The purchasers and the additional counterclaim defendant established their prima facie entitlements to judgment as a matter of law on the causes of action to recover the down payments and the related costs specified in the complaint, based on the clear and unambiguous terms of the purchase agreements (see Fiore Dev. Corp. v Villa Gaudio, 194 AD2d 587 [1993]; Patten of N.Y. Corp. v Geoffrion, 193 AD2d 1007 [1993]). Since the sellers failed to raise a triable issue of fact that required a trial, the Supreme Court properly granted the motion of the purchasers and the additional counterclaim defendant for summary judgment on the complaint (see Barrera v Chambers, 38 AD3d 699 [2007]; Barasky v Huttner, 210 AD2d 367 [1994]).

Contrary to the sellers’ contentions, the purchasers’ alleged knowledge of the transit easements did not defeat their right to *628object to the title (see City of New York v New York & S. Brooklyn Ferry & Steam Transp. Co., 231 NY 18, 26-27 [1921]; Pryor v City of Buffalo, 197 NY 123, 136 [1909]; Huyck v Andrews, 113 NY 81, 85 [1889]; Patten of N.Y. Corp. v Geoffrion, 193 AD2d at 1008; Dinnean v Liebler, 8 AD2d 920 [1959], affd 8 NY2d 759 [1960]; Clark v Riverhead Sav. Bank, 260 App Div 1022 [1940], affd 286 NY 588 [1941]; Atlas Realty of E. Meadow v Ostrofsky, 56 Misc 2d 787 [1967]). .

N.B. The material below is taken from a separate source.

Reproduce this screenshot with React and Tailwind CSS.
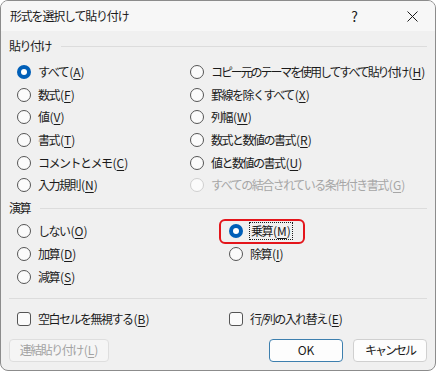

Moreover, those provisions in the purchase agreements which stated that the purchasers would accept the several premises “as is” did not negate the sellers’ obligation to convey the premises free of all encumbrances except those that were specifically mentioned in the purchase agreements. As a general rule, an “as is” clause in a contract for the sale of real property refers to the physical condition of the premises, not a title impediment (see International Clinical Labs., Inc. v Stevens, 710 F Supp 466, 469 [1989]; Redner v City of New York, 53 Misc 2d 148, 151 [1967]).

Furthermore, the sellers’ conclusory allegations of bad faith were not sufficient to defeat the purchasers’ and the additional counterclaim defendant’s motion for summary judgment (see Alvord & Swift v Muller Constr. Co., 46 NY2d 276, 281-282 [1978]; Shapiro v Health Ins. Plan of Greater N.Y., 7 NY2d 56, 64 [1959]; Marx v American Home Assur. Co., 203 AD2d 197 [1994]; Nassau Diagnostic Imaging & Radiation Oncology Assoc. v Winthrop-University Hosp., 197 AD2d 563 [1993]).

The sellers’ remaining contentions are without merit. Mastro, J.P., Florio, Belen and Chambers, JJ., concur. [Prior Case History: 23 Misc 3d 1109(A), 2009 NY Slip Op 50686(U).]